Give every line again exactly as it appears, please, but not the pictures.

______________________________

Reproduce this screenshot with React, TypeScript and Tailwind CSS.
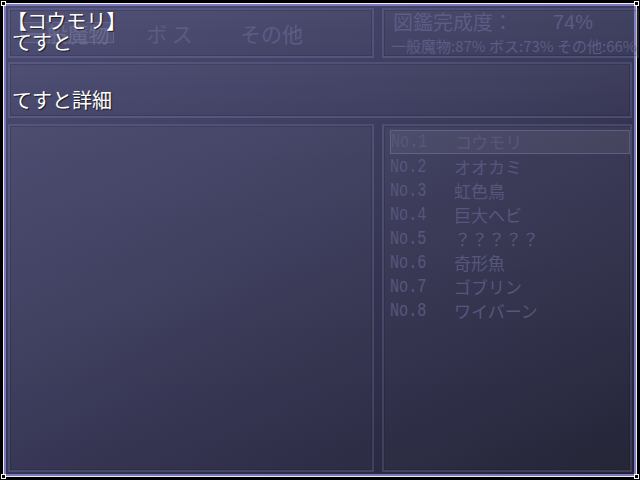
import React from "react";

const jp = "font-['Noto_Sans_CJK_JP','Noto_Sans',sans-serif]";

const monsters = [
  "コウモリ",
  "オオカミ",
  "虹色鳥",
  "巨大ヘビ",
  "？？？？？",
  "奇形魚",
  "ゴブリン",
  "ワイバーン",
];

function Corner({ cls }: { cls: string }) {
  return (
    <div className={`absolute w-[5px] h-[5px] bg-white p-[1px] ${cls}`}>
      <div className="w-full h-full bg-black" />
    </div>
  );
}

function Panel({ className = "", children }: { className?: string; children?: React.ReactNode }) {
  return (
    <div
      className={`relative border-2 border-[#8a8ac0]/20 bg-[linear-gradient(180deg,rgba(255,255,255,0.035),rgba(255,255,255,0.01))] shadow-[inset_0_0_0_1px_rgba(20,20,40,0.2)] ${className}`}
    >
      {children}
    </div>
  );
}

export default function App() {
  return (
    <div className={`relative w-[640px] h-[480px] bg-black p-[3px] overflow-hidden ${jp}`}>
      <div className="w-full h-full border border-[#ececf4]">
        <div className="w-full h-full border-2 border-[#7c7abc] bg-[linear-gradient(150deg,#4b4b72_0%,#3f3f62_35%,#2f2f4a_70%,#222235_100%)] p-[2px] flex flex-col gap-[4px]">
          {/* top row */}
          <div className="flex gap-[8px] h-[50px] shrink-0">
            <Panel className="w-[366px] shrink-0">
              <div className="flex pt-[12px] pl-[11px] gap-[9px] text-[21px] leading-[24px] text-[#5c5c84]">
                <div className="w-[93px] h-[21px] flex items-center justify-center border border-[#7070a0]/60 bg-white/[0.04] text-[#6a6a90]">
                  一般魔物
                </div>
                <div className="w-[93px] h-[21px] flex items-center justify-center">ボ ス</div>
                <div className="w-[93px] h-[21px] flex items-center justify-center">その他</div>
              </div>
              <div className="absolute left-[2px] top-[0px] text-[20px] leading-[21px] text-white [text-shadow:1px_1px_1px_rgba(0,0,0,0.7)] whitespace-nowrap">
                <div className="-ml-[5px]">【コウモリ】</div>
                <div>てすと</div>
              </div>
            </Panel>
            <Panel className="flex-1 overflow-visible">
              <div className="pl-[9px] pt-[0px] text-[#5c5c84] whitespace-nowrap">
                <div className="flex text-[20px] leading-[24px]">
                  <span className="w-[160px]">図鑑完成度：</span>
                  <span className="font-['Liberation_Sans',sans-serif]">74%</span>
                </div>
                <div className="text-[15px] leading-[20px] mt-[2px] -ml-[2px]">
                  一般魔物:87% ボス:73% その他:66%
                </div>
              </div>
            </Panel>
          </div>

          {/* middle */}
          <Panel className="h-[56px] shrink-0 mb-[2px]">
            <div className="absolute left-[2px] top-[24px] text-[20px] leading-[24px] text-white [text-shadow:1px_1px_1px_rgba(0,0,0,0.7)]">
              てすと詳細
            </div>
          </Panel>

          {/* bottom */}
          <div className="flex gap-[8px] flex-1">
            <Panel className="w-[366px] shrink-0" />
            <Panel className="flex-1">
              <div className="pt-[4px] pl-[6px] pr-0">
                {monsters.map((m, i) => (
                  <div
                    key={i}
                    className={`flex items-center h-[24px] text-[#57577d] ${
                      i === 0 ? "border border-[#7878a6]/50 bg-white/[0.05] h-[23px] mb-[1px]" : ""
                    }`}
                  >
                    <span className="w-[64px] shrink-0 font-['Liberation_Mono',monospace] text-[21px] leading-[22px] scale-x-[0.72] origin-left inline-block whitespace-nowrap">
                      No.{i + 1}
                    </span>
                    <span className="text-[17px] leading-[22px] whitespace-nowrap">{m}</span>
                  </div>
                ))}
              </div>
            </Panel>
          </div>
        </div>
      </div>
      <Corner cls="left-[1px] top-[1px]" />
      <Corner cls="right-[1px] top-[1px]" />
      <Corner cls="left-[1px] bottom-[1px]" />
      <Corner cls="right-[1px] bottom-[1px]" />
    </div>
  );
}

______________________________

**Response to the task**:
Reproduce this screenshot with React, TypeScript and Tailwind CSS.
import React from "react";

const jp = "font-['Noto_Sans_CJK_JP','Noto_Sans',sans-serif]";

const monsters = [
  "コウモリ",
  "オオカミ",
  "虹色鳥",
  "巨大ヘビ",
  "？？？？？",
  "奇形魚",
  "ゴブリン",
  "ワイバーン",
];

function Corner({ cls }: { cls: string }) {
  return (
    <div className={`absolute w-[5px] h-[5px] bg-white p-[1px] ${cls}`}>
      <div className="w-full h-full bg-black" />
    </div>
  );
}

function Panel({ className = "", children }: { className?: string; children?: React.ReactNode }) {
  return (
    <div
      className={`relative border-2 border-[#8a8ac0]/20 bg-[linear-gradient(180deg,rgba(255,255,255,0.035),rgba(255,255,255,0.01))] shadow-[inset_0_0_0_1px_rgba(20,20,40,0.2)] ${className}`}
    >
      {children}
    </div>
  );
}

export default function App() {
  return (
    <div className={`relative w-[640px] h-[480px] bg-black p-[3px] overflow-hidden ${jp}`}>
      <div className="w-full h-full border border-[#ececf4]">
        <div className="w-full h-full border-2 border-[#7c7abc] bg-[linear-gradient(150deg,#4b4b72_0%,#3f3f62_35%,#2f2f4a_70%,#222235_100%)] p-[2px] flex flex-col gap-[4px]">
          {/* top row */}
          <div className="flex gap-[8px] h-[50px] shrink-0">
            <Panel className="w-[366px] shrink-0">
              <div className="flex pt-[12px] pl-[11px] gap-[9px] text-[21px] leading-[24px] text-[#5c5c84]">
                <div className="w-[93px] h-[21px] flex items-center justify-center border border-[#7070a0]/60 bg-white/[0.04] text-[#6a6a90]">
                  一般魔物
                </div>
                <div className="w-[93px] h-[21px] flex items-center justify-center">ボ ス</div>
                <div className="w-[93px] h-[21px] flex items-center justify-center">その他</div>
              </div>
              <div className="absolute left-[2px] top-[0px] text-[20px] leading-[21px] text-white [text-shadow:1px_1px_1px_rgba(0,0,0,0.7)] whitespace-nowrap">
                <div className="-ml-[5px]">【コウモリ】</div>
                <div>てすと</div>
              </div>
            </Panel>
            <Panel className="flex-1 overflow-visible">
              <div className="pl-[9px] pt-[0px] text-[#5c5c84] whitespace-nowrap">
                <div className="flex text-[20px] leading-[24px]">
                  <span className="w-[160px]">図鑑完成度：</span>
                  <span className="font-['Liberation_Sans',sans-serif]">74%</span>
                </div>
                <div className="text-[15px] leading-[20px] mt-[2px] -ml-[2px]">
                  一般魔物:87% ボス:73% その他:66%
                </div>
              </div>
            </Panel>
          </div>

          {/* middle */}
          <Panel className="h-[56px] shrink-0 mb-[2px]">
            <div className="absolute left-[2px] top-[24px] text-[20px] leading-[24px] text-white [text-shadow:1px_1px_1px_rgba(0,0,0,0.7)]">
              てすと詳細
            </div>
          </Panel>

          {/* bottom */}
          <div className="flex gap-[8px] flex-1">
            <Panel className="w-[366px] shrink-0" />
            <Panel className="flex-1">
              <div className="pt-[4px] pl-[6px] pr-0">
                {monsters.map((m, i) => (
                  <div
                    key={i}
                    className={`flex items-center h-[24px] text-[#57577d] ${
                      i === 0 ? "border border-[#7878a6]/50 bg-white/[0.05] h-[23px] mb-[1px]" : ""
                    }`}
                  >
                    <span className="w-[64px] shrink-0 font-['Liberation_Mono',monospace] text-[21px] leading-[22px] scale-x-[0.72] origin-left inline-block whitespace-nowrap">
                      No.{i + 1}
                    </span>
                    <span className="text-[17px] leading-[22px] whitespace-nowrap">{m}</span>
                  </div>
                ))}
              </div>
            </Panel>
          </div>
        </div>
      </div>
      <Corner cls="left-[1px] top-[1px]" />
      <Corner cls="right-[1px] top-[1px]" />
      <Corner cls="left-[1px] bottom-[1px]" />
      <Corner cls="right-[1px] bottom-[1px]" />
    </div>
  );
}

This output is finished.